# Web page code records:
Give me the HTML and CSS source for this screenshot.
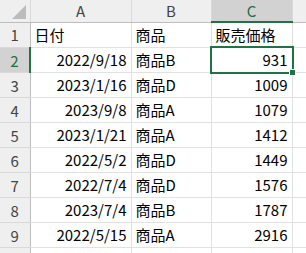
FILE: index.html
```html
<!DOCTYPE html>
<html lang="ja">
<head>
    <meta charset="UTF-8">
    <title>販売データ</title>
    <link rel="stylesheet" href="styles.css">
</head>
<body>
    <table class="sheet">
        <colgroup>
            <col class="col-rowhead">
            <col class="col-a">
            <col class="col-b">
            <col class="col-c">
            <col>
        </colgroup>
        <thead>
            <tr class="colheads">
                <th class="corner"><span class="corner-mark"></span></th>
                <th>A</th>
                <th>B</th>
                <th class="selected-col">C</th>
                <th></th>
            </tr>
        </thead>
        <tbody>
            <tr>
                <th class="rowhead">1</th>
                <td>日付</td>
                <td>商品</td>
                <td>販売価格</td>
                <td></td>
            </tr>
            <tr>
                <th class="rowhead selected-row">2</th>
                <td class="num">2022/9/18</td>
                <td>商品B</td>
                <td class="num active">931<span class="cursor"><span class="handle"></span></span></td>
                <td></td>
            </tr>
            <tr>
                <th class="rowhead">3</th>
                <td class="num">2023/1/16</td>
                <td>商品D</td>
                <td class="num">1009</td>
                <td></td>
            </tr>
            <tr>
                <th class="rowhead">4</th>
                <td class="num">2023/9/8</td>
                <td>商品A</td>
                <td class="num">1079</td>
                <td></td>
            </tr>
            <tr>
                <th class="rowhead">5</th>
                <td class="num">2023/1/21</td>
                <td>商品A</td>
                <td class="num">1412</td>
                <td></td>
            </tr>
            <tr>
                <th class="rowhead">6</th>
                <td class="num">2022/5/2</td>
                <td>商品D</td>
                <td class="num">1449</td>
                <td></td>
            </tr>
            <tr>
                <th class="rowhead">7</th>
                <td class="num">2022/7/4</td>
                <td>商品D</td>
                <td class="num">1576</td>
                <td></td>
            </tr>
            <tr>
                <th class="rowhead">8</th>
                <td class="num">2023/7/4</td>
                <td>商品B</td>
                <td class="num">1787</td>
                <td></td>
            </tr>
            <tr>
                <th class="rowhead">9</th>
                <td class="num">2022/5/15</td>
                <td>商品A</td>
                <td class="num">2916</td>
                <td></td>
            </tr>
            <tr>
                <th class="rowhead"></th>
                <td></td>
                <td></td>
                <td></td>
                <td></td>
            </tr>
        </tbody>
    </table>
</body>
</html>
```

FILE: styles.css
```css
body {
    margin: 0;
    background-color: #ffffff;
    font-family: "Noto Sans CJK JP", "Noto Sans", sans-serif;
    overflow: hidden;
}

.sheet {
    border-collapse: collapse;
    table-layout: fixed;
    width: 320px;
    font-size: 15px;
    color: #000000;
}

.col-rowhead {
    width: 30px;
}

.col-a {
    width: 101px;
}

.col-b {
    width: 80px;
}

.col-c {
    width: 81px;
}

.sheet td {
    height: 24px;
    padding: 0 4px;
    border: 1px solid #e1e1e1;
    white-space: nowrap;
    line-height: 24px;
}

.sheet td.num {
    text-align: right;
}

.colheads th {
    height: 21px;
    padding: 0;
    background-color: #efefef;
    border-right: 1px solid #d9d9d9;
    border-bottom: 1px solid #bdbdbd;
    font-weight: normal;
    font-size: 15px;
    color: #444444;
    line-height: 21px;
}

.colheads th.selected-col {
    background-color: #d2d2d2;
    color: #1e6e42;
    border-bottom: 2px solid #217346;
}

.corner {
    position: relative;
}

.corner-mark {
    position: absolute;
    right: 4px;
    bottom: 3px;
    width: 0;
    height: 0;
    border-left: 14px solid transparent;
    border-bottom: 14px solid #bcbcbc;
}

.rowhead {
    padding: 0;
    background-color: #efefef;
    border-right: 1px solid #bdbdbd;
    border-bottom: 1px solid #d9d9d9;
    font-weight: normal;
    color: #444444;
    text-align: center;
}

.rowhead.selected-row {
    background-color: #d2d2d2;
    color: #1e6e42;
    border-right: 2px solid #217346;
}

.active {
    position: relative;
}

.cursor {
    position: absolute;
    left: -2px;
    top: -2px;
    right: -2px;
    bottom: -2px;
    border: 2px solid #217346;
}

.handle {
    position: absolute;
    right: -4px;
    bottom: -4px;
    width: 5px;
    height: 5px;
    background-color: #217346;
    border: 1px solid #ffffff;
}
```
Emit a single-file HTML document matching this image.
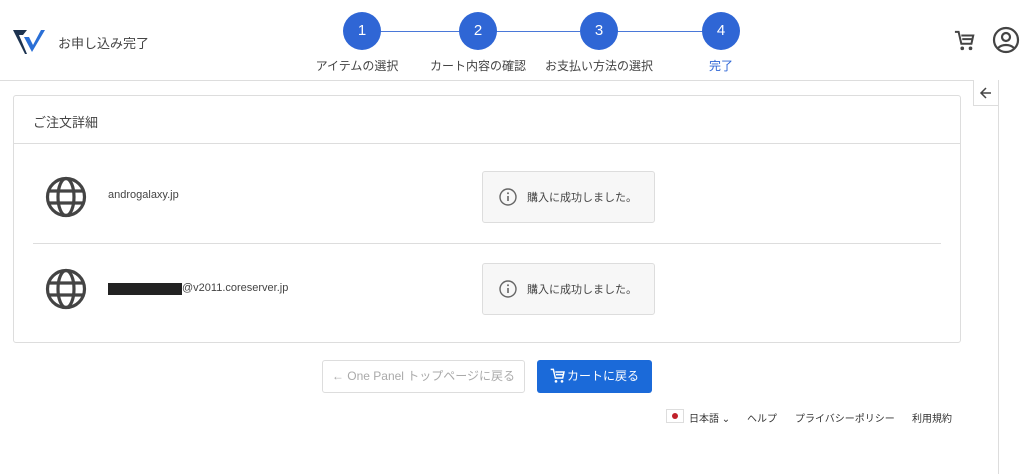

# GIVEN PROBLEM:
Quote the data above in full, leaving out the pictures it holds.

# PROBLEM SOLUTION:
Give me the HTML and CSS source for this screenshot.
FILE: index.html
```html
<!DOCTYPE html>
<html lang="ja">
<head>
    <meta charset="UTF-8">
    <title>販売データ</title>
    <link rel="stylesheet" href="styles.css">
</head>
<body>
    <table class="sheet">
        <colgroup>
            <col class="col-rowhead">
            <col class="col-a">
            <col class="col-b">
            <col class="col-c">
            <col>
        </colgroup>
        <thead>
            <tr class="colheads">
                <th class="corner"><span class="corner-mark"></span></th>
                <th>A</th>
                <th>B</th>
                <th class="selected-col">C</th>
                <th></th>
            </tr>
        </thead>
        <tbody>
            <tr>
                <th class="rowhead">1</th>
                <td>日付</td>
                <td>商品</td>
                <td>販売価格</td>
                <td></td>
            </tr>
            <tr>
                <th class="rowhead selected-row">2</th>
                <td class="num">2022/9/18</td>
                <td>商品B</td>
                <td class="num active">931<span class="cursor"><span class="handle"></span></span></td>
                <td></td>
            </tr>
            <tr>
                <th class="rowhead">3</th>
                <td class="num">2023/1/16</td>
                <td>商品D</td>
                <td class="num">1009</td>
                <td></td>
            </tr>
            <tr>
                <th class="rowhead">4</th>
                <td class="num">2023/9/8</td>
                <td>商品A</td>
                <td class="num">1079</td>
                <td></td>
            </tr>
            <tr>
                <th class="rowhead">5</th>
                <td class="num">2023/1/21</td>
                <td>商品A</td>
                <td class="num">1412</td>
                <td></td>
            </tr>
            <tr>
                <th class="rowhead">6</th>
                <td class="num">2022/5/2</td>
                <td>商品D</td>
                <td class="num">1449</td>
                <td></td>
            </tr>
            <tr>
                <th class="rowhead">7</th>
                <td class="num">2022/7/4</td>
                <td>商品D</td>
                <td class="num">1576</td>
                <td></td>
            </tr>
            <tr>
                <th class="rowhead">8</th>
                <td class="num">2023/7/4</td>
                <td>商品B</td>
                <td class="num">1787</td>
                <td></td>
            </tr>
            <tr>
                <th class="rowhead">9</th>
                <td class="num">2022/5/15</td>
                <td>商品A</td>
                <td class="num">2916</td>
                <td></td>
            </tr>
            <tr>
                <th class="rowhead"></th>
                <td></td>
                <td></td>
                <td></td>
                <td></td>
            </tr>
        </tbody>
    </table>
</body>
</html>
```

FILE: styles.css
```css
body {
    margin: 0;
    background-color: #ffffff;
    font-family: "Noto Sans CJK JP", "Noto Sans", sans-serif;
    overflow: hidden;
}

.sheet {
    border-collapse: collapse;
    table-layout: fixed;
    width: 320px;
    font-size: 15px;
    color: #000000;
}

.col-rowhead {
    width: 30px;
}

.col-a {
    width: 101px;
}

.col-b {
    width: 80px;
}

.col-c {
    width: 81px;
}

.sheet td {
    height: 24px;
    padding: 0 4px;
    border: 1px solid #e1e1e1;
    white-space: nowrap;
    line-height: 24px;
}

.sheet td.num {
    text-align: right;
}

.colheads th {
    height: 21px;
    padding: 0;
    background-color: #efefef;
    border-right: 1px solid #d9d9d9;
    border-bottom: 1px solid #bdbdbd;
    font-weight: normal;
    font-size: 15px;
    color: #444444;
    line-height: 21px;
}

.colheads th.selected-col {
    background-color: #d2d2d2;
    color: #1e6e42;
    border-bottom: 2px solid #217346;
}

.corner {
    position: relative;
}

.corner-mark {
    position: absolute;
    right: 4px;
    bottom: 3px;
    width: 0;
    height: 0;
    border-left: 14px solid transparent;
    border-bottom: 14px solid #bcbcbc;
}

.rowhead {
    padding: 0;
    background-color: #efefef;
    border-right: 1px solid #bdbdbd;
    border-bottom: 1px solid #d9d9d9;
    font-weight: normal;
    color: #444444;
    text-align: center;
}

.rowhead.selected-row {
    background-color: #d2d2d2;
    color: #1e6e42;
    border-right: 2px solid #217346;
}

.active {
    position: relative;
}

.cursor {
    position: absolute;
    left: -2px;
    top: -2px;
    right: -2px;
    bottom: -2px;
    border: 2px solid #217346;
}

.handle {
    position: absolute;
    right: -4px;
    bottom: -4px;
    width: 5px;
    height: 5px;
    background-color: #217346;
    border: 1px solid #ffffff;
}
```
Emit a single-file HTML document matching this image.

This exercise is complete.